Interconnected Nanoporous Polysulfone by the Self-Assembly of Randomly Linked Copolymer Networks and Linear Multiblocks.
Journal Article
Overview
abstract
Porous materials have attracted considerable attention due to their versatile applications, especially in water purification. Interconnected nanoporous structures are distinguished by their high degree of porosity and resistance to clogging, as well as their insensitivity to nanostructural orientation. Previous works on randomly linked copolymer systems have shown that they can effectively produce disordered cocontinuous nanostructures, which upon removal of one component yield interconnected nanoporous materials. However, the cocontinuous nanomaterials previously developed using polystyrene (PS) and poly(d,l-lactic acid) (PLA) strands, and the resulting interconnected nanoporous PS monoliths, were far too brittle to enable practical use as membranes. Here, we study the self-assembly of randomly linked copolymer networks prepared using blocks of the engineering polymer polysulfone (PSU). A wide cocontinuous regime (spanning 40 wt %) was found for randomly end-linked copolymer networks (RECNs) constructed from PSU and PLA strands, via a combination of mechanical testing, gravimetry, small-angle X-ray scattering, and scanning electron microscopy. The PSU/PLA cocontinuous nanomaterial with symmetric composition showed 2.4 times higher Young's modulus and ∼100 times greater toughness than the corresponding PS/PLA sample. The interconnected nanoporous PSU fabricated after etching of PLA even exhibited 1.6 times greater toughness than PS/PLA prior to PLA removal.

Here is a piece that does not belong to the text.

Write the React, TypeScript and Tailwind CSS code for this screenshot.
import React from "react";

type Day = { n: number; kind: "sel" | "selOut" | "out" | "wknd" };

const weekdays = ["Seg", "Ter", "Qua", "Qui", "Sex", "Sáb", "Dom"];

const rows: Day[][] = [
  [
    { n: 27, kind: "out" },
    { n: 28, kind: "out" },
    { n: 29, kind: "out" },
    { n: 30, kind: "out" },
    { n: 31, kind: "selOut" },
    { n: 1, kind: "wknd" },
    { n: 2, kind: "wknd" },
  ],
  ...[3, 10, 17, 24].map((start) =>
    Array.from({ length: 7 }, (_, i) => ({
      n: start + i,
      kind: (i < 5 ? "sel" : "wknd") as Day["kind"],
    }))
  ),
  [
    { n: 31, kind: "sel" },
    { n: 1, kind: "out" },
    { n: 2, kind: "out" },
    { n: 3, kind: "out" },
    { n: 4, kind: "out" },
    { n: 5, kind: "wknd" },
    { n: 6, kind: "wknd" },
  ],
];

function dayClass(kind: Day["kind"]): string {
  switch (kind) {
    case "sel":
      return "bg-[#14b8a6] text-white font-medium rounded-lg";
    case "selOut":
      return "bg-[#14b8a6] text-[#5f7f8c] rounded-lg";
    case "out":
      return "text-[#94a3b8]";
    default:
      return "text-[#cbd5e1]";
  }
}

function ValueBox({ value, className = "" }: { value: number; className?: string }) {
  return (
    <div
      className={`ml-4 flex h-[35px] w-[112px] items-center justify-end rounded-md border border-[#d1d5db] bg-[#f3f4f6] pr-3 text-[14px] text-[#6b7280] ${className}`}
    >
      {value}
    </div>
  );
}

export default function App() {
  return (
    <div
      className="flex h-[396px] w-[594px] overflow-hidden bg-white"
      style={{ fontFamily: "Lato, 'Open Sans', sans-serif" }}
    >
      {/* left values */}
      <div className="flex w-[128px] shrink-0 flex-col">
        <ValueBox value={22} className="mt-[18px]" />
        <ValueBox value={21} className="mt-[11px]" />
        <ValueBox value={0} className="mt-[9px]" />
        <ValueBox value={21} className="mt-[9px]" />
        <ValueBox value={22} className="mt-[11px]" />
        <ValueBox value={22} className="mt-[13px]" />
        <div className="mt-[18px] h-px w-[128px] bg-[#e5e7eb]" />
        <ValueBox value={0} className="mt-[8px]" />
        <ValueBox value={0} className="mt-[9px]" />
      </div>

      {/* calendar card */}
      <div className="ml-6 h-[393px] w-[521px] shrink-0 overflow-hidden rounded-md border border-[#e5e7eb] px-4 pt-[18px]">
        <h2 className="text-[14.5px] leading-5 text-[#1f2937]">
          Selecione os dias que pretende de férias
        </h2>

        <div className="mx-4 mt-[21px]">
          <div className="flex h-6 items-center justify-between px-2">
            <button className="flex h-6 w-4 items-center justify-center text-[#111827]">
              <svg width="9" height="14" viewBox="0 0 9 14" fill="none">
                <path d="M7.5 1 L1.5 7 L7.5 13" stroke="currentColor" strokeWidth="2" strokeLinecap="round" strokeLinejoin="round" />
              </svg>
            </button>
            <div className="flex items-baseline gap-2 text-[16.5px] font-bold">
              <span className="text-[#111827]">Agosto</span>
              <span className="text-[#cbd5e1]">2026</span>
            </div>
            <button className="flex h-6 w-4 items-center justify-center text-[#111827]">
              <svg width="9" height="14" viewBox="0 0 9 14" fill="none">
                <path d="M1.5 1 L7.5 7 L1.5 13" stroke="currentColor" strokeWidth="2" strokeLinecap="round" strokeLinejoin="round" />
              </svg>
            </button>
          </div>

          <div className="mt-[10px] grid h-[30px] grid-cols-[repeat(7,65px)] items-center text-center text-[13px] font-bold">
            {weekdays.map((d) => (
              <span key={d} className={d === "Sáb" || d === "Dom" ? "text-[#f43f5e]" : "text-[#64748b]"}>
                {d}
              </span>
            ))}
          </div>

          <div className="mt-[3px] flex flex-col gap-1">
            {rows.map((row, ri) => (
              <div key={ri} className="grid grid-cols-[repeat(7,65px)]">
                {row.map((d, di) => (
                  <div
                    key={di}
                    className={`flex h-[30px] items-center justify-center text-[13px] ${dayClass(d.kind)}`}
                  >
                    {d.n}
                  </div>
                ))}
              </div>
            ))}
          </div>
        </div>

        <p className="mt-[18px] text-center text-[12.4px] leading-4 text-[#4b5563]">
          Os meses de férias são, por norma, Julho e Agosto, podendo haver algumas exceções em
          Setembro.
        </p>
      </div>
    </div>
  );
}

To facilitate the production of thin films of cocontinuous nanomaterials, we applied solution-processable randomly linked linear PSU/PLA multiblock polymers onto ultrafiltration membranes. The interconnected nanoporous PSU thin film generated by etching PLA was found to effectively reject 50 nm diameter particles without significantly compromising permeability. This discovery presents a valuable addition to the existing techniques used to fabricate PSU membranes. In contrast to traditional methods, which are sensitive to processing conditions, produce a wide range of pore sizes, and offer limited adjustability of pore size, the current technique is anticipated to enable interconnected PSU membranes with more uniform and tailorable porosity.